**Brief**: Filter the data below for the string "React" and copy each matching line.

-- Begin Data entries --

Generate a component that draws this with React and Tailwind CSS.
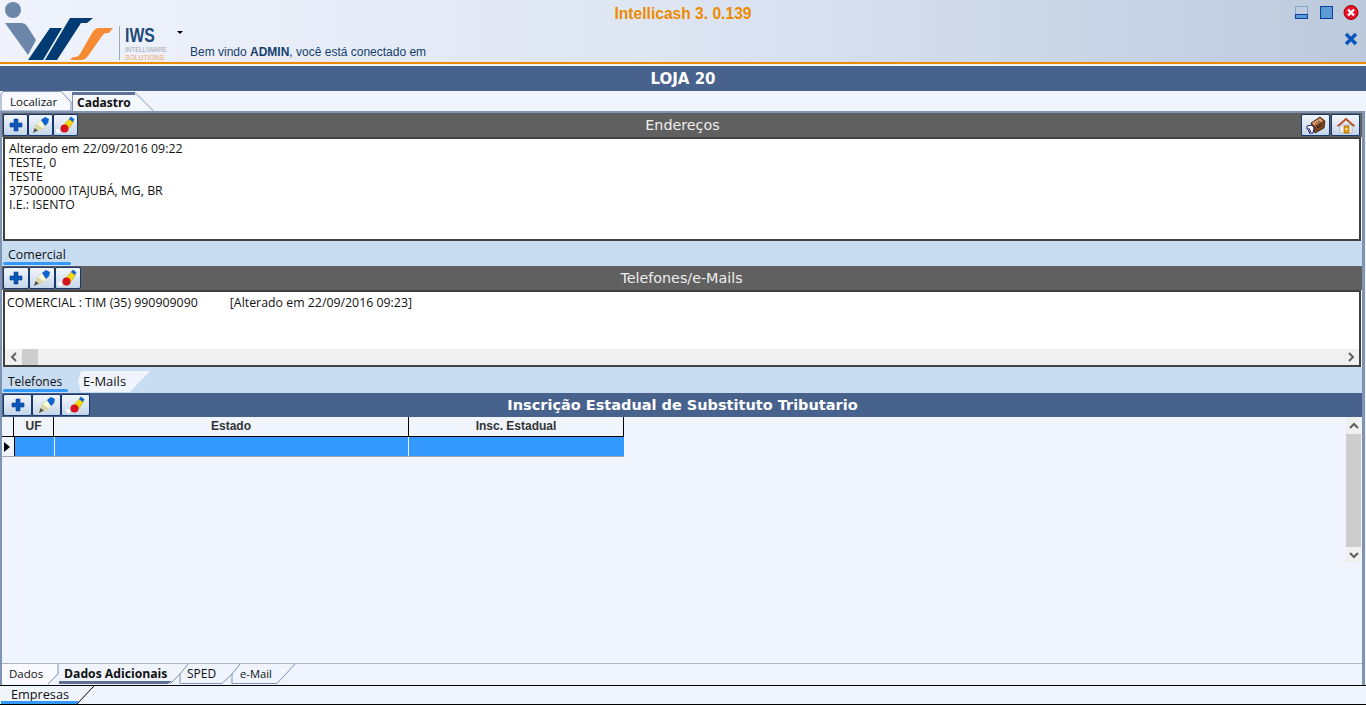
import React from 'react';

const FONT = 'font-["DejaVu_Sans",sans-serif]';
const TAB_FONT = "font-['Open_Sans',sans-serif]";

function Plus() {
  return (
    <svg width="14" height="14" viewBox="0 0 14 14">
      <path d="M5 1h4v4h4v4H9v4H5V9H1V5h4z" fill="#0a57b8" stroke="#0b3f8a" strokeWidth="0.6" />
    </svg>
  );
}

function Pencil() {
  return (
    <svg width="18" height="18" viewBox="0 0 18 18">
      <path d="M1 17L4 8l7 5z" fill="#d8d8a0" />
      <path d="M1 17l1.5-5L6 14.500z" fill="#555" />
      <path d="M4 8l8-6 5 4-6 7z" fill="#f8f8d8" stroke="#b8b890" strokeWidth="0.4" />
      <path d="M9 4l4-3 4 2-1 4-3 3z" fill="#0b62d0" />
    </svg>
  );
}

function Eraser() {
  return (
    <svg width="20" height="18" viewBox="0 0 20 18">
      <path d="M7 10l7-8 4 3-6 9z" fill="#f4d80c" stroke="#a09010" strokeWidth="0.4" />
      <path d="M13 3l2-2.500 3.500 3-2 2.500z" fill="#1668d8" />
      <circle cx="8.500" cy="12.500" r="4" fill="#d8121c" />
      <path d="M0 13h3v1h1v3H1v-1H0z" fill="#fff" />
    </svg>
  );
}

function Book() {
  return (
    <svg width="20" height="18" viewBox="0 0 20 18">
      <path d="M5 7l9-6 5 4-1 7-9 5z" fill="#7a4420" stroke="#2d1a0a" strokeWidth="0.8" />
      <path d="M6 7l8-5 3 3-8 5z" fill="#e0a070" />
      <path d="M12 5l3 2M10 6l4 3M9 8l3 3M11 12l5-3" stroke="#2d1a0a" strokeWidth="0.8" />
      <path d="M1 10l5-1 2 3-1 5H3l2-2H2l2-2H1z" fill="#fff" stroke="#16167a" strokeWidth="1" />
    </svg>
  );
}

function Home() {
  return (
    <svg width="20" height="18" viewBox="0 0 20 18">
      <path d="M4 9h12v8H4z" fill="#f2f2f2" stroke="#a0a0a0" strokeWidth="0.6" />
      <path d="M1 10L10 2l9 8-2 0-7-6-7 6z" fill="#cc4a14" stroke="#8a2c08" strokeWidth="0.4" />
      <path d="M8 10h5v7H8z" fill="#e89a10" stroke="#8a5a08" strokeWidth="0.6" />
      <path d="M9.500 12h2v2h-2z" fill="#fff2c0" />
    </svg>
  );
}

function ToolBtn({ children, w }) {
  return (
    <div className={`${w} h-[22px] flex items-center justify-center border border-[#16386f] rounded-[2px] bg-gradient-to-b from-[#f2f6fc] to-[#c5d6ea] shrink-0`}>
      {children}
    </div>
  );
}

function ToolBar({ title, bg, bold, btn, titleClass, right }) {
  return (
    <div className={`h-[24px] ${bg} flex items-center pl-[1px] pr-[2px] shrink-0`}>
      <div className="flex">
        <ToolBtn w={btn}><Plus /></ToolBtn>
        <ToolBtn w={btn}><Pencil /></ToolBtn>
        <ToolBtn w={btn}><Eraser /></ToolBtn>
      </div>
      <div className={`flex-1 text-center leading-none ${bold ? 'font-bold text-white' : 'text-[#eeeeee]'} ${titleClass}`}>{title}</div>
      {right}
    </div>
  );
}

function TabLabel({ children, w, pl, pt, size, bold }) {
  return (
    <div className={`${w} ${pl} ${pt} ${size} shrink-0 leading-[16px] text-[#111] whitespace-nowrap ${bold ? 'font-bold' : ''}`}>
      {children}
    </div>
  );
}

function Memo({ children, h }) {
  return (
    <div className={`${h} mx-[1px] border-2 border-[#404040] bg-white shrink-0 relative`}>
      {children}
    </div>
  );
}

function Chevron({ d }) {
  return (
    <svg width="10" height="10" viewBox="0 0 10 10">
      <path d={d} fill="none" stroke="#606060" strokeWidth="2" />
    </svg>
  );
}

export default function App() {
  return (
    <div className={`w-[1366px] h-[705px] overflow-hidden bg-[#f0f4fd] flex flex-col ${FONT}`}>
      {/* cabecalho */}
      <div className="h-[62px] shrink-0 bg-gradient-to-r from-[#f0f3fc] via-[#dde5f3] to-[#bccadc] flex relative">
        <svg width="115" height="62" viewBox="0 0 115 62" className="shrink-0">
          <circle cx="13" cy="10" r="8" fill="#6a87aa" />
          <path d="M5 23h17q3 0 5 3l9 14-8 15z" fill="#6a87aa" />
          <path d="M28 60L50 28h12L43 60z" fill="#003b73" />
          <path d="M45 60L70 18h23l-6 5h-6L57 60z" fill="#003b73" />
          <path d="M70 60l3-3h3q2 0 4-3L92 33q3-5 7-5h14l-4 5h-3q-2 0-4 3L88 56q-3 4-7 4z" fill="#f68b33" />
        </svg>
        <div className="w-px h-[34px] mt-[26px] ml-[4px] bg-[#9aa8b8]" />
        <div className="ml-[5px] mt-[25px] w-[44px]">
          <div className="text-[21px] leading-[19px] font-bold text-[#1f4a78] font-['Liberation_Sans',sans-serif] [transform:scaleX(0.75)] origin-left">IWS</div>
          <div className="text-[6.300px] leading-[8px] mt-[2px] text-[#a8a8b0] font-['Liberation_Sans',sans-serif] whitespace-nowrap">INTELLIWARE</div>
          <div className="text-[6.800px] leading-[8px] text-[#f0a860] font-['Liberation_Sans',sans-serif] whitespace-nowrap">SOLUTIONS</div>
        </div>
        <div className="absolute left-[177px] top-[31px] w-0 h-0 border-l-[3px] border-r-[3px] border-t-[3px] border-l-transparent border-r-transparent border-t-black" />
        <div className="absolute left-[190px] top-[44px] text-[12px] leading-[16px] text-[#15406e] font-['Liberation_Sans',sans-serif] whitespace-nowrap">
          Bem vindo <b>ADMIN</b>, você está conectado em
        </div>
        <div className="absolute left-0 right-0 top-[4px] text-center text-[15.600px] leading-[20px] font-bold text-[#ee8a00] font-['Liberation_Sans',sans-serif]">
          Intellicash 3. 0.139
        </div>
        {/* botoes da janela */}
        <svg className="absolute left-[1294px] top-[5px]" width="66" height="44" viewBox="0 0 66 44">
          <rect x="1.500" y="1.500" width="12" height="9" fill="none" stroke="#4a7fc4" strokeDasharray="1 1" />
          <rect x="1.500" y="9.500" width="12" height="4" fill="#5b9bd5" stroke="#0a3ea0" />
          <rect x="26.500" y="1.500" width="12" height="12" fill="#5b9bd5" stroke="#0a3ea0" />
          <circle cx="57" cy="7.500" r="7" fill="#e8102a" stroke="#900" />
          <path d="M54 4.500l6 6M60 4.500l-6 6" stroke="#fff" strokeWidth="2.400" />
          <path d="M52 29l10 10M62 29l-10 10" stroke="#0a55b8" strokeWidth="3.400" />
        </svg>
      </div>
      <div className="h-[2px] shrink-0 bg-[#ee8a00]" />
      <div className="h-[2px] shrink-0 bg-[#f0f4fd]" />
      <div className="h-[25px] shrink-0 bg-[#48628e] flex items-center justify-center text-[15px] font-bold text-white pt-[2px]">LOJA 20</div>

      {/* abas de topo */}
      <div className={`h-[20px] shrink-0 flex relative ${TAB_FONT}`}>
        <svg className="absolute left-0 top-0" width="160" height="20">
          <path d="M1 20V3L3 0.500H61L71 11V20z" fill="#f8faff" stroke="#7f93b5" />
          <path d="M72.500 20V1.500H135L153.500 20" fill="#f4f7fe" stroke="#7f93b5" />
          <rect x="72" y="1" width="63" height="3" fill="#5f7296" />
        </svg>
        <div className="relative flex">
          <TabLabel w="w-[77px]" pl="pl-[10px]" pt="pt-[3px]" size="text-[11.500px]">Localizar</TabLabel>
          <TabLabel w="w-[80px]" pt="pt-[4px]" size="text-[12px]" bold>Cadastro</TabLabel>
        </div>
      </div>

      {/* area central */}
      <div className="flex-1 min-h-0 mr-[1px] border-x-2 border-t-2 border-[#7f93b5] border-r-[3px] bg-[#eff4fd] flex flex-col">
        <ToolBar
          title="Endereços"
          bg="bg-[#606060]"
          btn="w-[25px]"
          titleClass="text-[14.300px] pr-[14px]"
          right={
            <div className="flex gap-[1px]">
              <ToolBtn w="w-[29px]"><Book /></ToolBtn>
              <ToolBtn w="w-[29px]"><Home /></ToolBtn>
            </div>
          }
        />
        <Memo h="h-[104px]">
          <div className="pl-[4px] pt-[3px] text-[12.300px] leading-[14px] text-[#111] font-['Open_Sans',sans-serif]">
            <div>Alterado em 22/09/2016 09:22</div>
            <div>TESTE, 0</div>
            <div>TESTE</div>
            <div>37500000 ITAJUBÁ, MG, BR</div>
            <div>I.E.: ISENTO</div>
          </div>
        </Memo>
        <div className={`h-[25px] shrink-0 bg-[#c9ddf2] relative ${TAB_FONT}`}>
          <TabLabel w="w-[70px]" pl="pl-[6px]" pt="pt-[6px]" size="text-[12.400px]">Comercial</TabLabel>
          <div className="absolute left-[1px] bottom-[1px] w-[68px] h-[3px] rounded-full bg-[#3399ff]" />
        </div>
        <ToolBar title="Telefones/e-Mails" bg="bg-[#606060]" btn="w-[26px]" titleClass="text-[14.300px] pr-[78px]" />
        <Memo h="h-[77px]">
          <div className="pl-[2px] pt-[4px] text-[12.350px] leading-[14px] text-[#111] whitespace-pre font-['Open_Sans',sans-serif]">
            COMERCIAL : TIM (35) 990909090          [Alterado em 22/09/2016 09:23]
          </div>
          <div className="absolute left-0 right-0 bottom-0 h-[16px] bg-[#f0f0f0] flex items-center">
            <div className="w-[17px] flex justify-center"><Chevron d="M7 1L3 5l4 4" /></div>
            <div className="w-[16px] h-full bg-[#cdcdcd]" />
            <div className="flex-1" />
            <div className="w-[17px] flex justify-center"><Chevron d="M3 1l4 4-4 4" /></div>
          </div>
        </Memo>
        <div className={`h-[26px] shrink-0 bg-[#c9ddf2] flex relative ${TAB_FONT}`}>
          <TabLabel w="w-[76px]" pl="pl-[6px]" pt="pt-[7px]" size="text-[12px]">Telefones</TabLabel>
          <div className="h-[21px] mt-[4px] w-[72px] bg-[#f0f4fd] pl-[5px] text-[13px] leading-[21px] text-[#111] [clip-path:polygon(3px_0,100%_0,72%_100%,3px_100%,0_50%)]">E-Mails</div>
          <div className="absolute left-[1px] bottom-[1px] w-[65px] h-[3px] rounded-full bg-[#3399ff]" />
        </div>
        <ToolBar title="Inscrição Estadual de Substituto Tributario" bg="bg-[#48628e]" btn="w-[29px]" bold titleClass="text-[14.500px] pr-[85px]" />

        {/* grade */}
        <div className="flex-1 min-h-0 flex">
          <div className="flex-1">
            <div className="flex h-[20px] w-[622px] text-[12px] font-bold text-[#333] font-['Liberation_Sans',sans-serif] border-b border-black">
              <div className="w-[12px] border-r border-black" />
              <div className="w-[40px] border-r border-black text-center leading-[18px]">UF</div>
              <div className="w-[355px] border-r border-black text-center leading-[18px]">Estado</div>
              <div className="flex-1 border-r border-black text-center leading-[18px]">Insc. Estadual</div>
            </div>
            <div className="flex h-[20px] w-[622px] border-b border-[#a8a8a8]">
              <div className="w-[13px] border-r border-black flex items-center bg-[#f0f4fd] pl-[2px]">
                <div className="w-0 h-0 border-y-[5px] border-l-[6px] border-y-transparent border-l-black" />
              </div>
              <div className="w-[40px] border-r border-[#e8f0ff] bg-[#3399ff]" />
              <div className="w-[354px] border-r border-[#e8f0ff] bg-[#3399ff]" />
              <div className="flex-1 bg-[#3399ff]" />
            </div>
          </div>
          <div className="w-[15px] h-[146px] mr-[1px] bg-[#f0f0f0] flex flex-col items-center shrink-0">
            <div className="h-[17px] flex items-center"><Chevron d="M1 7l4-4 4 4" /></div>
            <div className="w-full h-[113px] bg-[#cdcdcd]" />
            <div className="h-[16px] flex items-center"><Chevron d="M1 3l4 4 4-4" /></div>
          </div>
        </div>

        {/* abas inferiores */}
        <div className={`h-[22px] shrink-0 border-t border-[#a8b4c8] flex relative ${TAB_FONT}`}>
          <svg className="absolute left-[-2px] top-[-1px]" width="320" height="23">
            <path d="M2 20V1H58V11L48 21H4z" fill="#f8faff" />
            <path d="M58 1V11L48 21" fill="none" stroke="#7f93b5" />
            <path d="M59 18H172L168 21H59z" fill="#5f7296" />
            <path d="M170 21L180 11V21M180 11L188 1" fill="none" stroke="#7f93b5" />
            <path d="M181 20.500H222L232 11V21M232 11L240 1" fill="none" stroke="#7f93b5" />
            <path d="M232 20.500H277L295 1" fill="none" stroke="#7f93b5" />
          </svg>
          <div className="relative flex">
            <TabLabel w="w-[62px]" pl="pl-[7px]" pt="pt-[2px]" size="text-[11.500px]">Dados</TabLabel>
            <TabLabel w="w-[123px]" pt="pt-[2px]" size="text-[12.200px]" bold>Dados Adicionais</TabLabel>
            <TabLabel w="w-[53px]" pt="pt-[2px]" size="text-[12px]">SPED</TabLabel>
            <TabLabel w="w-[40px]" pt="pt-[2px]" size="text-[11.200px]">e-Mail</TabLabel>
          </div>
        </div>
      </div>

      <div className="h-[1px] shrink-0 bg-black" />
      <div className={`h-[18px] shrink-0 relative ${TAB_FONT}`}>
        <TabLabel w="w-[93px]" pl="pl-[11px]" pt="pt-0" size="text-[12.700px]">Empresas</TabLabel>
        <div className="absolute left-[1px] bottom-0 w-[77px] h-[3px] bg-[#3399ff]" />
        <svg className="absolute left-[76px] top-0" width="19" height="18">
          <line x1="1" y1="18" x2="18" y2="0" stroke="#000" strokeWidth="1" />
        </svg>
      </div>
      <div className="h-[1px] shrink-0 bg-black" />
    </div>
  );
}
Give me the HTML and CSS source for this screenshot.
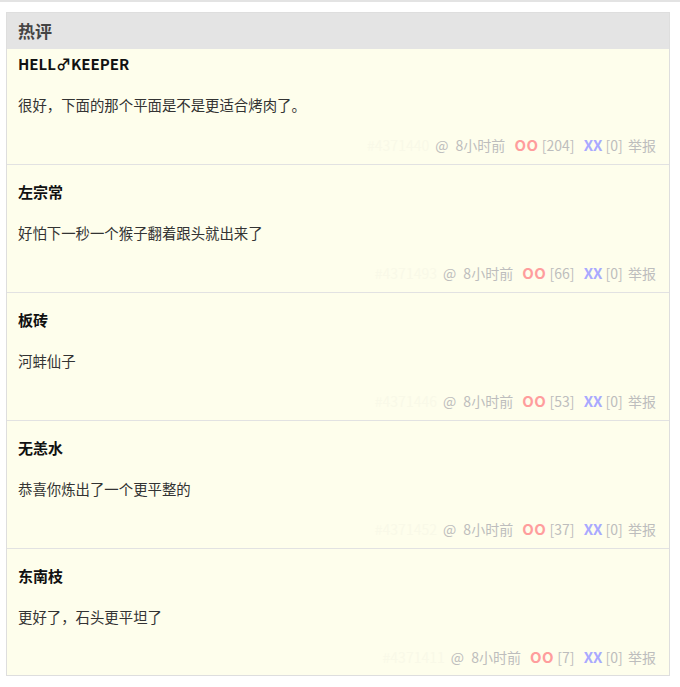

-- End Data entries --

**Solution for this problem**:
Generate a component that draws this with React and Tailwind CSS.
import React from 'react';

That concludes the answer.